Now that Ford outsources its alloy castings and there is a world glut of aluminum, Ford can push down the price of castings,

something you can't do with CGI and the more difficult machining processes required

 

You cannot say that the F-150 will not have a I-4 when it is redesigned, it is possible that only 10 years ago the F-150 had a base engine of 4.2 liters making 202hp being replaced by 260hp 2.3 liter Ecoboost engine.

 

To go from a 3.5 liter GTDI engine to 1.0liter GTDi engine is a bit excessive. To do that you would need to break 365hp per liter, that just isn't going to happen.

 

A more reasonable assumption is 150hp per liter is possible at the high end with optimum efficiency somewhere around 113hp today and 125hp in a Few years, making that jump to an optimum efficient 150hp per liter will require a different set of tools and technology.

 

the obstacle still is the chemistry of the combustion process and with how to get the most mechanical energy out of it.

 

even with the most efficient engine Ford has we have not reached the maximum thermal efficiency of ~37% we are only at ~20% even with Ecoboost.

 

To improve efficiency you fundamentally have to increase the expansion ratio, so that each drop of fuel does more work, HCCI does this.

 

http://autotechreview.com/component/k2/item/download/12.html

 

And the reason FoE chose Cast iron over alloy was for low cost and lack of substantial weight savings with an alloy block in such a small engine.
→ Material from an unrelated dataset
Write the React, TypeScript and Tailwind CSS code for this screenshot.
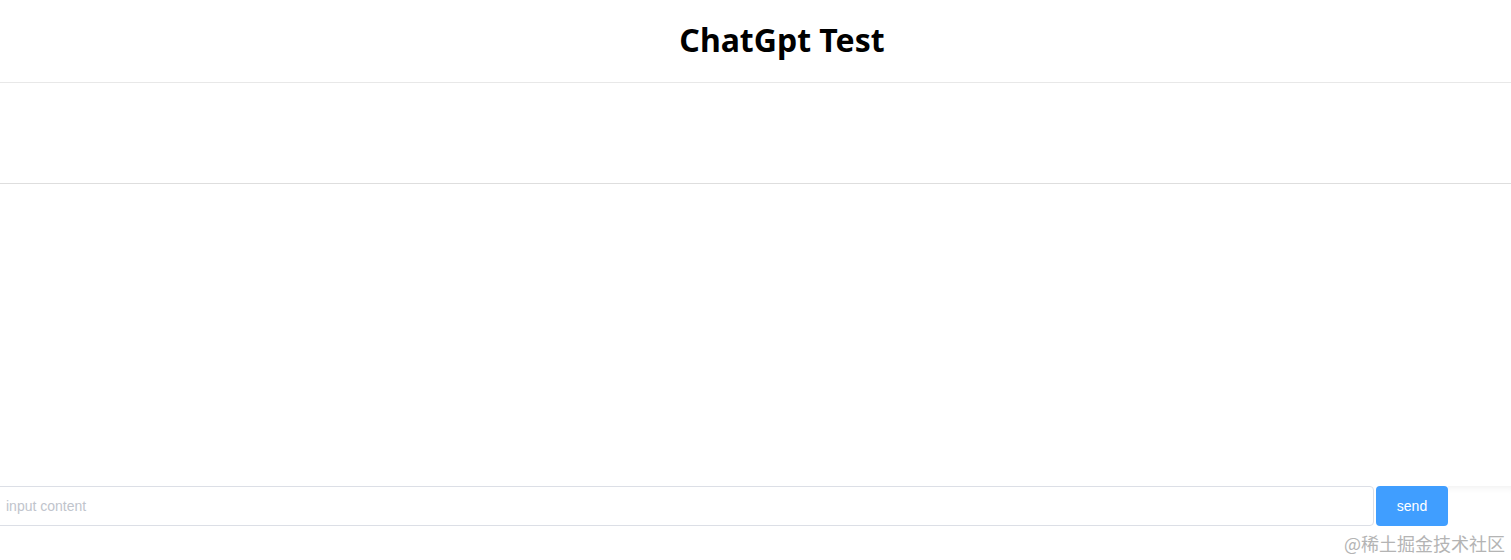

The cost of a CGI casting for the anticipated ROI is just not there in the vehicle suite used.

 

Another advantage of cast iron is its thermal dynamic properties, aluminum is a great conductor of heat, while Iron isn't as good of a conductor of heat.

 

With modern engines being more efficient they are producing less heat, and with a aluminum engine it makes it harder to get the engine up to operating temperature quickly because so much heat is being lost to the atmosphere through the engine block.

 

for combustion temperatures It may be that the latent thermal mass helps keep the temperatures down because it takes longer to increase the temperature of the black.

 

example would be the under peak load the water temperature would rise more slowly because the block itself can act as a sink, keeping the engine cooler longer than an aluminum engine before having to dump the heat into the radiator.

 

Of course the heat has to go somewhere but it may be possible under these transient load situations that the iron block would be better able to handle combustion temperatures spikes than an alloy block.

 

http://www.foundryworld.com/uploadfile/200912130928203.pdf

 

CGI vs. aluminium

In comparison to aluminium, the mechanical properties of CGI

provide opportunities for:

● Smaller package size;

● Higher specifi c performance;

● Reduced cylinder bore distortion and improved oil

consumption;

● No cylinder liners or surface etchant/coating;

● Improved NVH;

● Lower production cost;

● Improved recyclability.

Due to the considerable density difference between CGI

(7.1 g/cc) and aluminium (2.7 g/cc), it is to be expected that a

CGI cylinder block will be heavier than a similar displacement

aluminium block. However, because of the higher strength and

stiffness of CGI, the main bearing thickness can be reduced to

provide a signifi cantly shorter cylinder block. Accordingly, all

of the components that span the length of the cylinder block,

such as the cylinder heads, crankshaft, camshaft and bedplate,

can also be made shorter, and thus lighter. This is particularly

advantageous in V-blocks with two cylinder banks. The net

result is that a fully assembled CGI engine can indeed have

the same weight as a fully assembled aluminium engine. This

result is evident from Table 6 which shows that the Audi 4.2

litre V8 TDI (based on a CGI cylinder block) is actually 4 kg

lighter than the Mercedes 4.0 litre V8 CDI aluminium engine.

[fordmantpw]

You cannot say that the F-150 will not have a I-4 when it is redesigned,

 

He didn't...he said it wouldn't have the 1.0L, which, IIRC, is an I-3.